- [COLLECTED DATA]

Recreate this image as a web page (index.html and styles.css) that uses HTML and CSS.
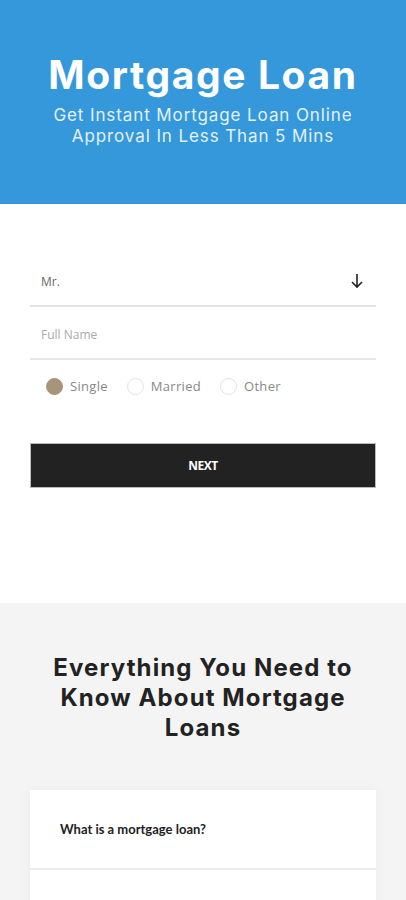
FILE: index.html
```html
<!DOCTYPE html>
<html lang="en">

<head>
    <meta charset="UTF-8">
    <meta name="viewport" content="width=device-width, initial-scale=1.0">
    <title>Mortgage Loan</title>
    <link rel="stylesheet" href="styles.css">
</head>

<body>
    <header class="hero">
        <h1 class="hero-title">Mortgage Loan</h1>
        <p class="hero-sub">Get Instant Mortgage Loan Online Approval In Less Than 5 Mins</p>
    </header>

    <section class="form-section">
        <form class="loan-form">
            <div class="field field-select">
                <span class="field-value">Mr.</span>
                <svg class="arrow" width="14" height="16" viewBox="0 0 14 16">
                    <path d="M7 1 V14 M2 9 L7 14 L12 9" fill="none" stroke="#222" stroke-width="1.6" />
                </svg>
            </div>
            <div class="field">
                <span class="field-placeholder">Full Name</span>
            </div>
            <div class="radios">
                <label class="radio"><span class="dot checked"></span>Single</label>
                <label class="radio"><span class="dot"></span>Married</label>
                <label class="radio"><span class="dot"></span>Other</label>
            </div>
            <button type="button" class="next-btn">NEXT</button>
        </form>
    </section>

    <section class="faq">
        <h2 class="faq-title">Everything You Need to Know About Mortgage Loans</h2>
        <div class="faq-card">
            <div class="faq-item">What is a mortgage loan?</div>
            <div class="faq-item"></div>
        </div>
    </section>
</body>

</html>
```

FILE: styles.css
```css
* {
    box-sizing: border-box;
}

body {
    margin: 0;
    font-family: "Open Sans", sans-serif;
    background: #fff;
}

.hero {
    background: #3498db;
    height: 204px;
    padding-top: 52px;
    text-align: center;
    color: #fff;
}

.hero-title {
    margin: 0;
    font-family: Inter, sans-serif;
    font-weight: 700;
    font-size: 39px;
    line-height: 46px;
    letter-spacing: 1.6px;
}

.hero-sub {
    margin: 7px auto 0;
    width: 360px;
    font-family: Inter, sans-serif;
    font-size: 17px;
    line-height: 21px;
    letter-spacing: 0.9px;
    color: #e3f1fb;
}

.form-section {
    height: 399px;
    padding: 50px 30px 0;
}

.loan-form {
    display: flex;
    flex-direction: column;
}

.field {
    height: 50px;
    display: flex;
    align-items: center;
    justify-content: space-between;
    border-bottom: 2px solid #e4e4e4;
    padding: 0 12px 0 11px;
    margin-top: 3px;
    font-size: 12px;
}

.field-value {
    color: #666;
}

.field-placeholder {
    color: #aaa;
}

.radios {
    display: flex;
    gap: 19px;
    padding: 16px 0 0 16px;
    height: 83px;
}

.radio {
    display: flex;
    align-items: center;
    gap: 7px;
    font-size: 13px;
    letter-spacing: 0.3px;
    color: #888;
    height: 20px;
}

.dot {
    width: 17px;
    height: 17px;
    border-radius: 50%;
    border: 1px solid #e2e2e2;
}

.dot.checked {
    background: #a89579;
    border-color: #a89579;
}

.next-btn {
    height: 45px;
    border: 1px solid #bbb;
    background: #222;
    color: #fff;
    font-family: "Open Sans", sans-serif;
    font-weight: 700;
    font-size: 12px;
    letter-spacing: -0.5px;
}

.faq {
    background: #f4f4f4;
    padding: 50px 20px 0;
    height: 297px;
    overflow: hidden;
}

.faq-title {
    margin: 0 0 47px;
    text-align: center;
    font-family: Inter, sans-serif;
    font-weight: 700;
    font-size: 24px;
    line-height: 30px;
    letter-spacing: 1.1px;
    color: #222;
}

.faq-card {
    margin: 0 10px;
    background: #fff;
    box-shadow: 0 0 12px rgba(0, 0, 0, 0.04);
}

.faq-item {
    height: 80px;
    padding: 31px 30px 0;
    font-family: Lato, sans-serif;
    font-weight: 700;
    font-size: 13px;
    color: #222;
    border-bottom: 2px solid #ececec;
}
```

- [EXERCISE INSTRUCTIONS] Set the listing down in full and exactly. Pictures within it should not appear in the copy.

- [THE OUTPUT]
Recreate this image as a web page (index.html and styles.css) that uses HTML and CSS.
FILE: index.html
```html
<!DOCTYPE html>
<html lang="en">

<head>
    <meta charset="UTF-8">
    <meta name="viewport" content="width=device-width, initial-scale=1.0">
    <title>Mortgage Loan</title>
    <link rel="stylesheet" href="styles.css">
</head>

<body>
    <header class="hero">
        <h1 class="hero-title">Mortgage Loan</h1>
        <p class="hero-sub">Get Instant Mortgage Loan Online Approval In Less Than 5 Mins</p>
    </header>

    <section class="form-section">
        <form class="loan-form">
            <div class="field field-select">
                <span class="field-value">Mr.</span>
                <svg class="arrow" width="14" height="16" viewBox="0 0 14 16">
                    <path d="M7 1 V14 M2 9 L7 14 L12 9" fill="none" stroke="#222" stroke-width="1.6" />
                </svg>
            </div>
            <div class="field">
                <span class="field-placeholder">Full Name</span>
            </div>
            <div class="radios">
                <label class="radio"><span class="dot checked"></span>Single</label>
                <label class="radio"><span class="dot"></span>Married</label>
                <label class="radio"><span class="dot"></span>Other</label>
            </div>
            <button type="button" class="next-btn">NEXT</button>
        </form>
    </section>

    <section class="faq">
        <h2 class="faq-title">Everything You Need to Know About Mortgage Loans</h2>
        <div class="faq-card">
            <div class="faq-item">What is a mortgage loan?</div>
            <div class="faq-item"></div>
        </div>
    </section>
</body>

</html>
```

FILE: styles.css
```css
* {
    box-sizing: border-box;
}

body {
    margin: 0;
    font-family: "Open Sans", sans-serif;
    background: #fff;
}

.hero {
    background: #3498db;
    height: 204px;
    padding-top: 52px;
    text-align: center;
    color: #fff;
}

.hero-title {
    margin: 0;
    font-family: Inter, sans-serif;
    font-weight: 700;
    font-size: 39px;
    line-height: 46px;
    letter-spacing: 1.6px;
}

.hero-sub {
    margin: 7px auto 0;
    width: 360px;
    font-family: Inter, sans-serif;
    font-size: 17px;
    line-height: 21px;
    letter-spacing: 0.9px;
    color: #e3f1fb;
}

.form-section {
    height: 399px;
    padding: 50px 30px 0;
}

.loan-form {
    display: flex;
    flex-direction: column;
}

.field {
    height: 50px;
    display: flex;
    align-items: center;
    justify-content: space-between;
    border-bottom: 2px solid #e4e4e4;
    padding: 0 12px 0 11px;
    margin-top: 3px;
    font-size: 12px;
}

.field-value {
    color: #666;
}

.field-placeholder {
    color: #aaa;
}

.radios {
    display: flex;
    gap: 19px;
    padding: 16px 0 0 16px;
    height: 83px;
}

.radio {
    display: flex;
    align-items: center;
    gap: 7px;
    font-size: 13px;
    letter-spacing: 0.3px;
    color: #888;
    height: 20px;
}

.dot {
    width: 17px;
    height: 17px;
    border-radius: 50%;
    border: 1px solid #e2e2e2;
}

.dot.checked {
    background: #a89579;
    border-color: #a89579;
}

.next-btn {
    height: 45px;
    border: 1px solid #bbb;
    background: #222;
    color: #fff;
    font-family: "Open Sans", sans-serif;
    font-weight: 700;
    font-size: 12px;
    letter-spacing: -0.5px;
}

.faq {
    background: #f4f4f4;
    padding: 50px 20px 0;
    height: 297px;
    overflow: hidden;
}

.faq-title {
    margin: 0 0 47px;
    text-align: center;
    font-family: Inter, sans-serif;
    font-weight: 700;
    font-size: 24px;
    line-height: 30px;
    letter-spacing: 1.1px;
    color: #222;
}

.faq-card {
    margin: 0 10px;
    background: #fff;
    box-shadow: 0 0 12px rgba(0, 0, 0, 0.04);
}

.faq-item {
    height: 80px;
    padding: 31px 30px 0;
    font-family: Lato, sans-serif;
    font-weight: 700;
    font-size: 13px;
    color: #222;
    border-bottom: 2px solid #ececec;
}
```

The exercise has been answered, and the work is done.